Other than Brazil, recipients of tariff letters on Wednesday included the Philippines, Moldova, Sri Lanka, Brunei, Libya, Algeria and Iraq. They were notified of tariffs as high as 30 percent.
The rates Trump said would be imposed on Sri Lanka, Moldova, Iraq and Libya were lower than those he initially announced in early April. Tariffs on goods from the Philippines and Brunei were higher. The rate for goods from Algeria remained the same.
On Monday, he notified Japan, South Korea and a dozen other economies of tariffs ranging from 25 percent to 40 percent.
In an interview with NBC News on Thursday, Trump said: “We’re just going to say all of the remaining countries are going to pay, whether it’s 20 percent or 15 percent. We’ll work that out now.”
Currently, the global baseline minimum tariff rate for nearly all US trading partners is 10 percent.
How have markets reacted to the tariff letters?
While the White House unfurled a stream of tariff announcements this week, financial markets have generally shrugged off Trump’s threats. The S&P 500 – the stock market index tracking the performance of the 500 largest companies in the US – and the tech-heavy Nasdaq Composite both closed at record highs on Thursday.

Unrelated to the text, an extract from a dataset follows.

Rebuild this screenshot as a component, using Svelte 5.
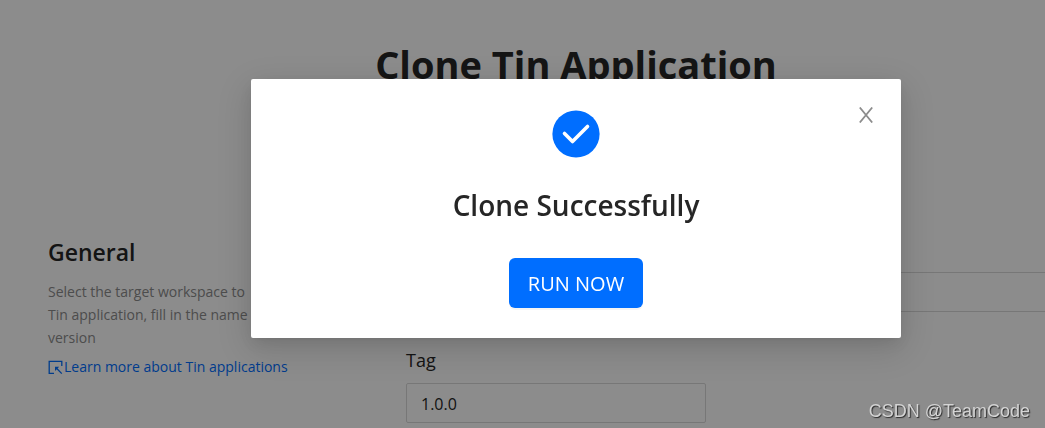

Experts say that recent gains in the S&P 500 suggest many investors think that Trump will ultimately back down on his tariff increases.
Financiers have established a name for the president’s policy flip-flopping – it’s called TACO: “Trump Always Chickens Out”. Washington, so the theory goes, does not have a high tolerance for economic pressure and will back off when tariffs cause pain.